Friday, July 31, 2009 3:01 PMHello,
Our datawarehouse & cube have been designed without the notion of surrogate keys. I'm in the process of implementing SK. From what I've read, you define SK in dimension and use this key in the Fact table. I've successfully replace two business keys so far. But now, I'm facing soft of an existential crisis...
What about dimension which use business keys from another dimension? What is the recommended approach? Replace the related business key by the surrogate key or keep the business in the second dimension?
For example, we have a company dimension. Simple table.
Than we have an item table, items are different from one company to the other.

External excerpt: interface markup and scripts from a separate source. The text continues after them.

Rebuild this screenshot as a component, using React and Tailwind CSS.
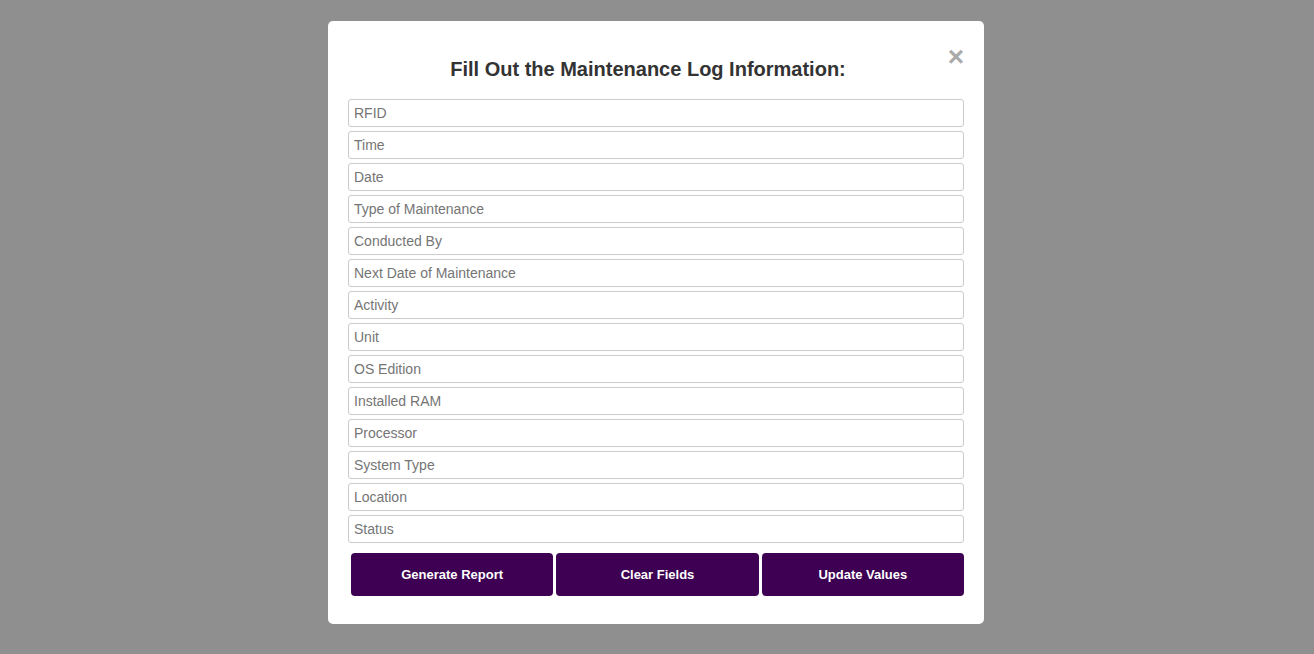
import React from "react";

const fields = [
  "RFID",
  "Time",
  "Date",
  "Type of Maintenance",
  "Conducted By",
  "Next Date of Maintenance",
  "Activity",
  "Unit",
  "OS Edition",
  "Installed RAM",
  "Processor",
  "System Type",
  "Location",
  "Status",
];

function App() {
  return (
    <div className="w-full h-[654px] bg-[#8f8f8f] flex justify-center pr-[2px] pt-[21px] font-['Liberation_Sans',Arial,sans-serif]">
      <div className="relative w-[656px] h-[603px] bg-white rounded-[5px] px-5 pt-[34px]">
        <button className="absolute top-[18px] right-[20px] text-[28px] leading-[36px] font-bold text-[#aaaaaa]">
          ×
        </button>
        <h2 className="text-center text-[20px] leading-[28px] font-bold text-[#333333] mb-4 pr-[16px]">
          Fill Out the Maintenance Log Information:
        </h2>
        <div className="flex flex-col gap-1">
          {fields.map((f) => (
            <input
              key={f}
              type="text"
              placeholder={f}
              className="h-[28px] w-full border border-[#cccccc] rounded-[3px] px-[5px] text-[14px] text-[#333] placeholder:text-[#757575] outline-none"
            />
          ))}
        </div>
        <div className="flex gap-[3px] mt-[10px] ml-[3px]">
          {["Generate Report", "Clear Fields", "Update Values"].map((b) => (
            <button
              key={b}
              className="flex-1 h-[43px] bg-[#3d0052] text-white text-[13px] font-bold rounded-[4px]"
            >
              {b}
            </button>
          ))}
        </div>
      </div>
    </div>
  );
}

export default App;
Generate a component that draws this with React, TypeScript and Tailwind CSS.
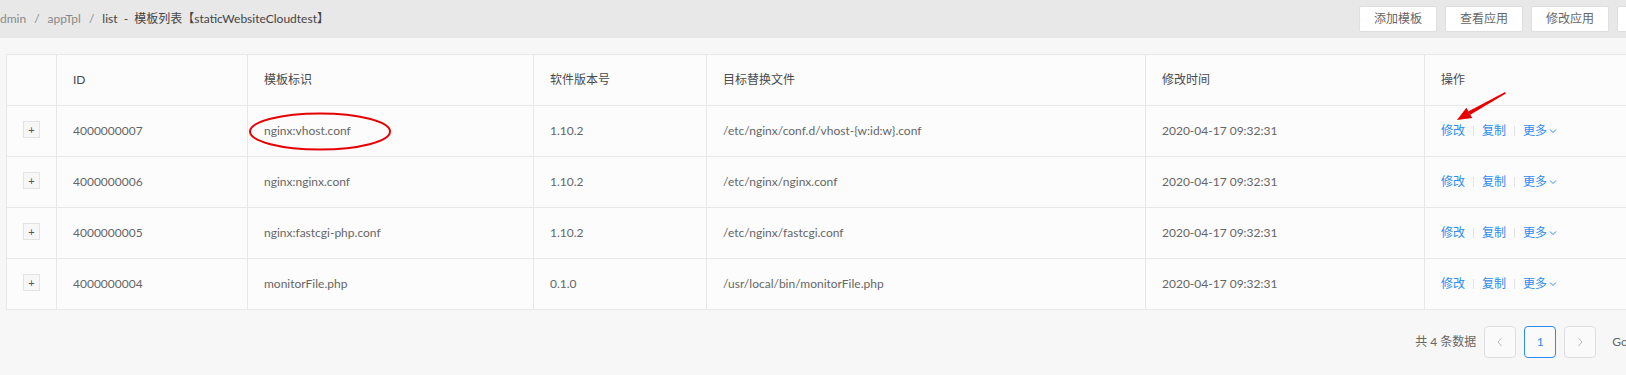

My item table would move from this structure
to this structure
However, in the cube, the key attribute for the item dimension is referring to the company code. Logically, I should replace this key by the SK_Item (instead of companycode + itemCode)
Unfortunetaly, there are calculations in the cube as well which referes directly to specific item thru MDX, like: [Item dimension][Item key attribute].&[apn].&.
BANG! it breaks during the cube processing! Furthermore, there are some Excel speadsheet running around referring to this attribute.
Any advice is welcomed,
Friday, July 31, 2009 3:55 PMThere's nothing wrong with having both the surrogate key as well as the business key. However, one issue you will have to deal with is which surrogate key to use - because the key can change over time, as the "referred" dimension has version changes.
For now, it appears as though you can not remove the business key, as your users are currently using it. There's no significant downside to retaining it.
The primary reasons to remove business keys from fact tables don't tend to apply to dimension tables:
1. Space reduction. Because dimension tables are "wide and short" (lots of columns, few rows), they take relatively less space, and keeping a "fat" business key reference in them doesn't add much. Fact tables are "tall" (lots of rows), so any fat you can trim from the width pays off huge.
2. Join performance. Joining on integers is fast, because they're small. It's not often that dimension tables are joined together, and even if they are, they're "short" tables to join. Joins to the fact table need performance because they're HUGE.
- Marked As Answer by arkadia Friday, July 31, 2009 5:20 PM
Friday, July 31, 2009 5:20 PMThanks Todd,
I'll revise my project then and be less aggressive on implement SK in dimensions; I'll stick to the fact!